#### [INSTRUCTIONS FOR THE TASK]
Collect each line of the entries that holds the string "styled".

#### [RECORDS FOR THE EXERCISE]
------------------------------------------------------------

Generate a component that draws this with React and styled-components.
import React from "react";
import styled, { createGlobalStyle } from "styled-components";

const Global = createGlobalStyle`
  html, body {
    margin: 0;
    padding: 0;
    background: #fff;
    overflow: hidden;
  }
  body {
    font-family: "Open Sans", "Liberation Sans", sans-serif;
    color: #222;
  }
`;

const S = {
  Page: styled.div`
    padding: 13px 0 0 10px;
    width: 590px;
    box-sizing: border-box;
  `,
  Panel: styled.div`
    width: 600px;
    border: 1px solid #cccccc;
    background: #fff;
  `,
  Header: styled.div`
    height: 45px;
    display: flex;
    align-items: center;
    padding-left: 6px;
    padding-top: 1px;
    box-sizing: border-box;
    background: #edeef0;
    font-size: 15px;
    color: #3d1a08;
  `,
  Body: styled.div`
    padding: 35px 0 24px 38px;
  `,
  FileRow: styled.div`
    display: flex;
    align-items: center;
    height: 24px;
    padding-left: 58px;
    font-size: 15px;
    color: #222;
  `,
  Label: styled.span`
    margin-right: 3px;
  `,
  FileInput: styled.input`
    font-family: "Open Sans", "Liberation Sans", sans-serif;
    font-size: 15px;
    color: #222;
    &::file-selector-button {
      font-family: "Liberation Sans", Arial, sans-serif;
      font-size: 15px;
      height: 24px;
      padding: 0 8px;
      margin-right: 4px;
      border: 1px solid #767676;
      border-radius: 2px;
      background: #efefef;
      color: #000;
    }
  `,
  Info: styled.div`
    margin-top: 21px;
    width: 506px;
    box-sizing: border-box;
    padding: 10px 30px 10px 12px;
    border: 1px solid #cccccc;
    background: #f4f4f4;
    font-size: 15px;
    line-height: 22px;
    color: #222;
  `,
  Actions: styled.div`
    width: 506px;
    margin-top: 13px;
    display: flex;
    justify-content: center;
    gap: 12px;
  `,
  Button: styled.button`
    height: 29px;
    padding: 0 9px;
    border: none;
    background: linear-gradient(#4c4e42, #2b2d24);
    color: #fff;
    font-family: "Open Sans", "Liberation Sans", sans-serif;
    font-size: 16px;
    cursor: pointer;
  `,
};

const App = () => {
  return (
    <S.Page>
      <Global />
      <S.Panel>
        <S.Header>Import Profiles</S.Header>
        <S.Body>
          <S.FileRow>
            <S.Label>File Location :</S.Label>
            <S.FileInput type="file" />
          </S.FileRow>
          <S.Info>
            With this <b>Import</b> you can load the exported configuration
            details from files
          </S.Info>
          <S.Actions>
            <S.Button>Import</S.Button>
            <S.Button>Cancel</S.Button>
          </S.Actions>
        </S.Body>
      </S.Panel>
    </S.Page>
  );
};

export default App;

------------------------------------------------------------

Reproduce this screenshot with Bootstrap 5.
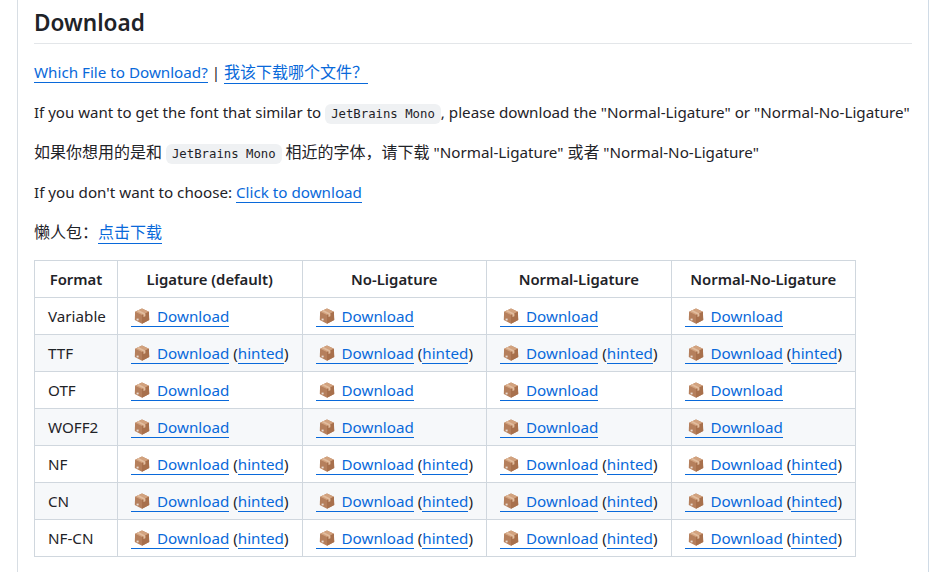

------------------------------------------------------------

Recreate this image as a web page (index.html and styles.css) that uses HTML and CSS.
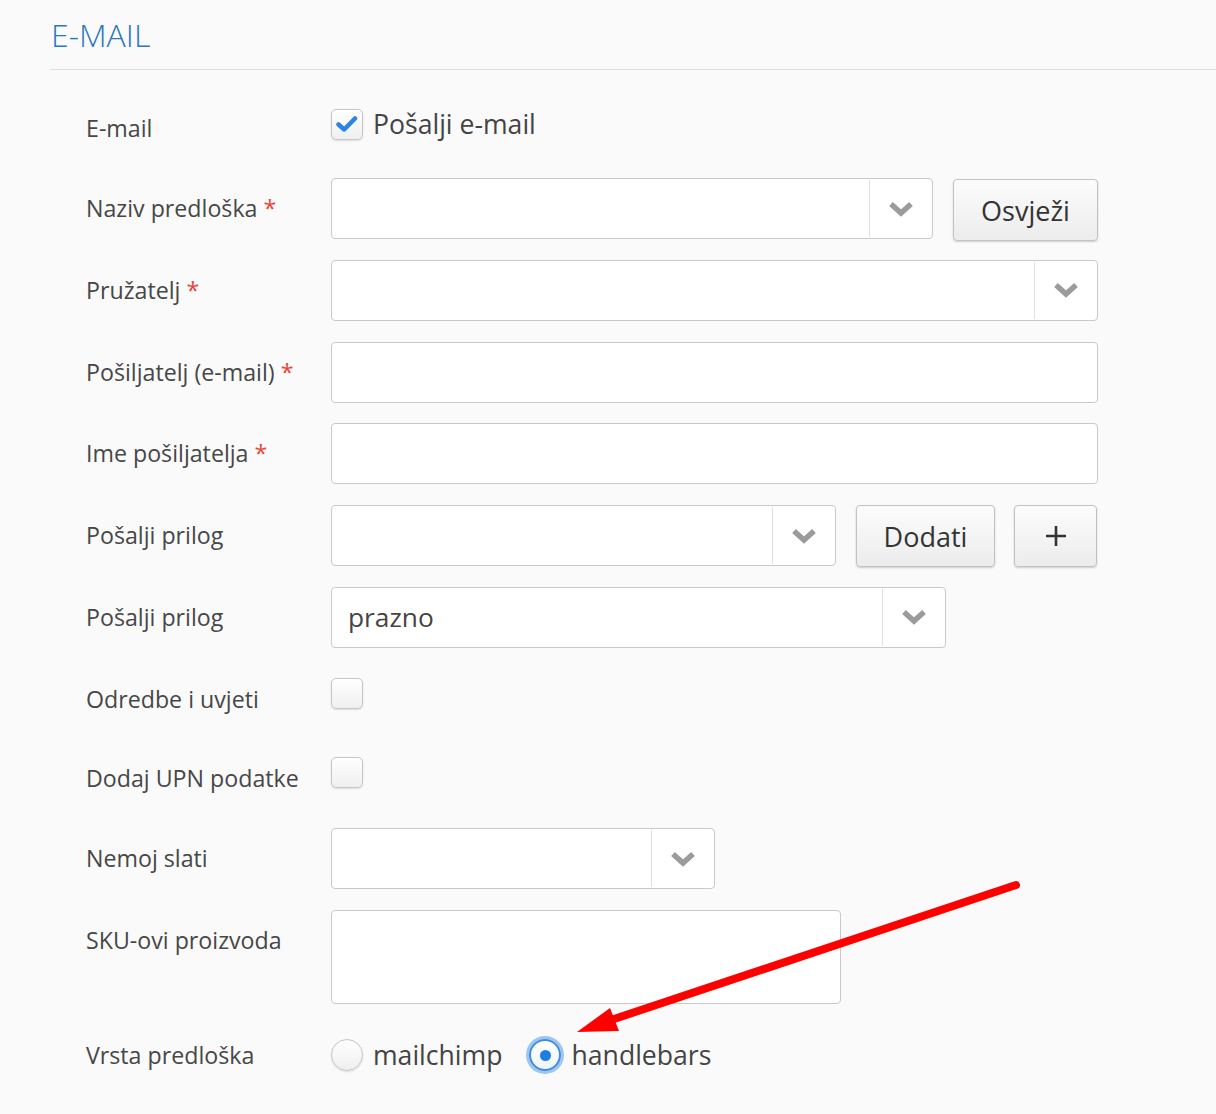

------------------------------------------------------------

#### [REPLY TO THE TASK]
Generate a component that draws this with React and styled-components.
import styled, { createGlobalStyle } from "styled-components";
  Page: styled.div`
  Panel: styled.div`
  Header: styled.div`
  Body: styled.div`
  FileRow: styled.div`
  Label: styled.span`
  FileInput: styled.input`
  Info: styled.div`
  Actions: styled.div`
  Button: styled.button`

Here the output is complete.